• [GIVEN RECORDS]
******

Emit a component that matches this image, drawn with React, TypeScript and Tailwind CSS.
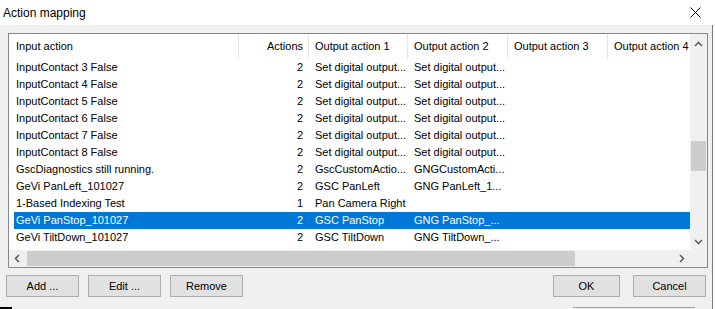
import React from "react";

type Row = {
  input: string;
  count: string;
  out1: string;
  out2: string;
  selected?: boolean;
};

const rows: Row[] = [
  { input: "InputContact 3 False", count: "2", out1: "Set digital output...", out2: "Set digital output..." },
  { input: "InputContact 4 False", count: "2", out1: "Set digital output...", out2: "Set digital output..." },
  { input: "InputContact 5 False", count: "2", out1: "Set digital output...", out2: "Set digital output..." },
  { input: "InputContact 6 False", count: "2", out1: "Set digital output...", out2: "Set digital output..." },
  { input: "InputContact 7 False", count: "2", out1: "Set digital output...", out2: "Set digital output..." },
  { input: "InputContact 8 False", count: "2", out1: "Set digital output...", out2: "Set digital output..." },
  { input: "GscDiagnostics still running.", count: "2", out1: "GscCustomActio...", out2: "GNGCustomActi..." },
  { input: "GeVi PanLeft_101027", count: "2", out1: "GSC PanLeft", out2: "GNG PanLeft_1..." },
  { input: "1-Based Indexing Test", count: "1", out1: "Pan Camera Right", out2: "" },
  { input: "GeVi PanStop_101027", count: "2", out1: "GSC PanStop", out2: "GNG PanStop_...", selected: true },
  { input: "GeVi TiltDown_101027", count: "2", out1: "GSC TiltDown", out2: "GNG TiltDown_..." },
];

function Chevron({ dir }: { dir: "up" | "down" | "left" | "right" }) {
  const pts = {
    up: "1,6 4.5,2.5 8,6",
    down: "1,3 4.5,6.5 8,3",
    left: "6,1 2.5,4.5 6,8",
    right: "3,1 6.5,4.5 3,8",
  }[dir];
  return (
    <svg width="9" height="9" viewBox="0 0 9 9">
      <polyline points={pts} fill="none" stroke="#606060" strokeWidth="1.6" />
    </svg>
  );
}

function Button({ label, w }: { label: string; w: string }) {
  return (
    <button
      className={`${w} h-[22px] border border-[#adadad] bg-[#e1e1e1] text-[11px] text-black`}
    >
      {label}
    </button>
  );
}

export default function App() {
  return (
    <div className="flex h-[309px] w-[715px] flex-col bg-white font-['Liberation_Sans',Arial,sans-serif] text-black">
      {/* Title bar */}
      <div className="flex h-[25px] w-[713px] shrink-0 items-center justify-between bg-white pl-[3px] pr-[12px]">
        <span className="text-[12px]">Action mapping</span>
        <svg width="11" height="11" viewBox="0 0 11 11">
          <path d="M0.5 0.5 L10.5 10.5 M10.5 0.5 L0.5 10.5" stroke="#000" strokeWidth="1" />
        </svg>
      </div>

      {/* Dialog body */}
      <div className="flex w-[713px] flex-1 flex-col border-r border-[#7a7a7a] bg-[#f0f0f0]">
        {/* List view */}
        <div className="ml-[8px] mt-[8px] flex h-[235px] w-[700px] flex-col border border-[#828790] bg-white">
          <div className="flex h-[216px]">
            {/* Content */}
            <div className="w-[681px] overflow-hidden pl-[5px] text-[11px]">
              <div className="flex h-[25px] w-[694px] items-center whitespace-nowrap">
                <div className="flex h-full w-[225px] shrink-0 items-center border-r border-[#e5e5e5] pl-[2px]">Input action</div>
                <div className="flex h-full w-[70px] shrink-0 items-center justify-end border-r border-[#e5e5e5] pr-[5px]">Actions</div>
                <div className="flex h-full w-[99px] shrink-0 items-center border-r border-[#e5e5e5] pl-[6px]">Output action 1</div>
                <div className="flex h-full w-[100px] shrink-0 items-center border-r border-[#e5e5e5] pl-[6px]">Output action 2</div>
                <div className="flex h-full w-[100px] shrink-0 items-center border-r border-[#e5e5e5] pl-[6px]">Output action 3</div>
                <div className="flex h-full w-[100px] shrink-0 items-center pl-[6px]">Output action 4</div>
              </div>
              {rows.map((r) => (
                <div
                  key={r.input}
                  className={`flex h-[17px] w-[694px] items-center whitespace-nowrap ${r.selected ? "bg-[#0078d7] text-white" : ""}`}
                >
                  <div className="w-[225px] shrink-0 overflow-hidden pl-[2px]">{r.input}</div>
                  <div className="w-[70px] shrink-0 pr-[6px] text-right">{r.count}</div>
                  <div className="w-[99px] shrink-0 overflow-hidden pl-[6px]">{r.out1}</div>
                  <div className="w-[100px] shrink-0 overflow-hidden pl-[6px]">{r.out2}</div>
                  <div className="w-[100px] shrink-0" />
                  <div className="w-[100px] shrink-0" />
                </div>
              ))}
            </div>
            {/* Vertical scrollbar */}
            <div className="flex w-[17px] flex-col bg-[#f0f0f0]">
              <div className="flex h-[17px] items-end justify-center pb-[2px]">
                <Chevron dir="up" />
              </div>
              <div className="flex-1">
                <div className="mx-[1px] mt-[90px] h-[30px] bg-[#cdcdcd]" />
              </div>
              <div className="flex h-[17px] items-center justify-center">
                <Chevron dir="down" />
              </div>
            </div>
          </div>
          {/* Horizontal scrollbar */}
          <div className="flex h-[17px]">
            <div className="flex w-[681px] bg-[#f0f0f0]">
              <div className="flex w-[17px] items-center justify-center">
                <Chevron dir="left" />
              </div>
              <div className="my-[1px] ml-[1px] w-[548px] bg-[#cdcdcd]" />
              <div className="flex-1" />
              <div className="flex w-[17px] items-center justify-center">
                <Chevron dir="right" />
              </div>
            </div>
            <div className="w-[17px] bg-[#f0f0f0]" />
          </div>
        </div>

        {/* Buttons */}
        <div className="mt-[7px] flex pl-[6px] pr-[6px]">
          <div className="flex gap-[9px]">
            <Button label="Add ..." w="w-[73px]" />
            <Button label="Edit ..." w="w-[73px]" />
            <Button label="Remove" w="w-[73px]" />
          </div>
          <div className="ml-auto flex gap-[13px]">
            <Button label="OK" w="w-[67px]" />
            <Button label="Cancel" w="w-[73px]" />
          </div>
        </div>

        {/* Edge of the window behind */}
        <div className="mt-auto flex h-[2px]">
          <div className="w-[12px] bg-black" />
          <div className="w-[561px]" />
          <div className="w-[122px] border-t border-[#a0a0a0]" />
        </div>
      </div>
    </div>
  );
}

******

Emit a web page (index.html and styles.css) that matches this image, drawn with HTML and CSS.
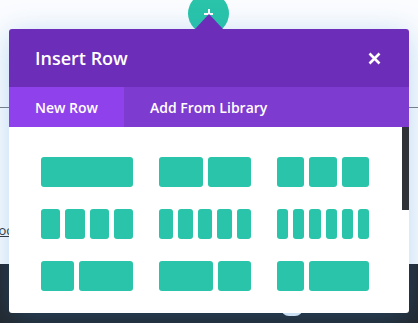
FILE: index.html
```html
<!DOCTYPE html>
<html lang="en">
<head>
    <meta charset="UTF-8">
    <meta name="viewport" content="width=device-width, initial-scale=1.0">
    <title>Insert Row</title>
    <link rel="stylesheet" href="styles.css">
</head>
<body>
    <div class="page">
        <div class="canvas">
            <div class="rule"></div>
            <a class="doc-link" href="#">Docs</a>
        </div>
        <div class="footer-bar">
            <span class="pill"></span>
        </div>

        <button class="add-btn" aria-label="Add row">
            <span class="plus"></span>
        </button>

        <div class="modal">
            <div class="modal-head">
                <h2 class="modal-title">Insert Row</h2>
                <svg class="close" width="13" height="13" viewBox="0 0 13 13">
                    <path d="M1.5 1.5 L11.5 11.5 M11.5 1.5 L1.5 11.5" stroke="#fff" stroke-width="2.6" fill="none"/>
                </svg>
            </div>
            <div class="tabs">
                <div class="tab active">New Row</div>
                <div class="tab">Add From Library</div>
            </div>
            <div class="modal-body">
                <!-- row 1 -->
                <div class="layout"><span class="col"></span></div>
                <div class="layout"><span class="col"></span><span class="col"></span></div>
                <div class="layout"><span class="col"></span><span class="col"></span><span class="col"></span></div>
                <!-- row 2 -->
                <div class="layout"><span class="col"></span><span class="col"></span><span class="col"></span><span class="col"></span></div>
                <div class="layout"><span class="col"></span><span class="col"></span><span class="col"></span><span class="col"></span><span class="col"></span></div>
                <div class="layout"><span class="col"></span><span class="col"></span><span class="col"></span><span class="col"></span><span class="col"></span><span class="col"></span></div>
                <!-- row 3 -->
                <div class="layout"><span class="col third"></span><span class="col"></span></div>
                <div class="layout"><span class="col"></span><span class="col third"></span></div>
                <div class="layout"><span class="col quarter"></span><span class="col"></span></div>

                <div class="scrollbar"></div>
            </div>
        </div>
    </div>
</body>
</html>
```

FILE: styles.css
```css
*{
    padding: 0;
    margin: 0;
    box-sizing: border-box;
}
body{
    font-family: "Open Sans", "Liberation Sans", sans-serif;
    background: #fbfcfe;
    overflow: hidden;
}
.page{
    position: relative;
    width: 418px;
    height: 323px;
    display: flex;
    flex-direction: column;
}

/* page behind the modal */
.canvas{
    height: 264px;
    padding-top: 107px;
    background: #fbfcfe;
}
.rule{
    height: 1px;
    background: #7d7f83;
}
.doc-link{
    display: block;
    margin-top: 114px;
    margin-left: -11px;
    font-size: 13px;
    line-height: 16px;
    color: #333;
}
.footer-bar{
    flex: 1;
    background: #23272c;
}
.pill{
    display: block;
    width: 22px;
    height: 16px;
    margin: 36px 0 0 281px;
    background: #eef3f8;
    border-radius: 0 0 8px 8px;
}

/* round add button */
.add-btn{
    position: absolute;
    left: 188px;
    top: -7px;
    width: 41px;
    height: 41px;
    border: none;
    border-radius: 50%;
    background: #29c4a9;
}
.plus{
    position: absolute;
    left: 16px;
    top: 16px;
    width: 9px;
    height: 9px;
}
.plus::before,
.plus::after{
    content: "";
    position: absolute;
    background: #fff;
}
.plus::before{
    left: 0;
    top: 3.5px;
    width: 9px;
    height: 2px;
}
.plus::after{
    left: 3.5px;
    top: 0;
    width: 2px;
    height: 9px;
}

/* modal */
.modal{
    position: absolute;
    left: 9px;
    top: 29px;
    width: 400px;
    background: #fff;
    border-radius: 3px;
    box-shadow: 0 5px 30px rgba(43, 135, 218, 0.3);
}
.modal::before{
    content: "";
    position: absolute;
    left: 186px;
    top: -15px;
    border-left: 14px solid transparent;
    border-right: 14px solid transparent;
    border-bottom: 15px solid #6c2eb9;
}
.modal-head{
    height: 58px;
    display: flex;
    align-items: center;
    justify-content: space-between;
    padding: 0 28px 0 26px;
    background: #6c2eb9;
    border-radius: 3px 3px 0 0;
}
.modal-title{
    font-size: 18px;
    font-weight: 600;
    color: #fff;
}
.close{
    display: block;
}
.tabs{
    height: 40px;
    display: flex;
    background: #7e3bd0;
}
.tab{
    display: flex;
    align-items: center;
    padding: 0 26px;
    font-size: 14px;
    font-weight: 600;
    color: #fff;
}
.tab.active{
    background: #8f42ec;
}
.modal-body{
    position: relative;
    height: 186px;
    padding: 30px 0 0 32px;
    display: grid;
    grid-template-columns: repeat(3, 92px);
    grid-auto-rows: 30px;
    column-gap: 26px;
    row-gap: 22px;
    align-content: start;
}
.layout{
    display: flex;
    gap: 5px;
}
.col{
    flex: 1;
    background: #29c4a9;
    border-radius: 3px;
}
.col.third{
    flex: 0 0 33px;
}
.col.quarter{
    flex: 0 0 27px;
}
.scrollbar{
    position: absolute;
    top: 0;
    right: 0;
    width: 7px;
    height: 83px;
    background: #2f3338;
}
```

******

• [THE REQUEST]
Copy out each line of the material that holds the word "styles".

• [WRITTEN SOLUTION]
Emit a web page (index.html and styles.css) that matches this image, drawn with HTML and CSS.
    <link rel="stylesheet" href="styles.css">
FILE: styles.css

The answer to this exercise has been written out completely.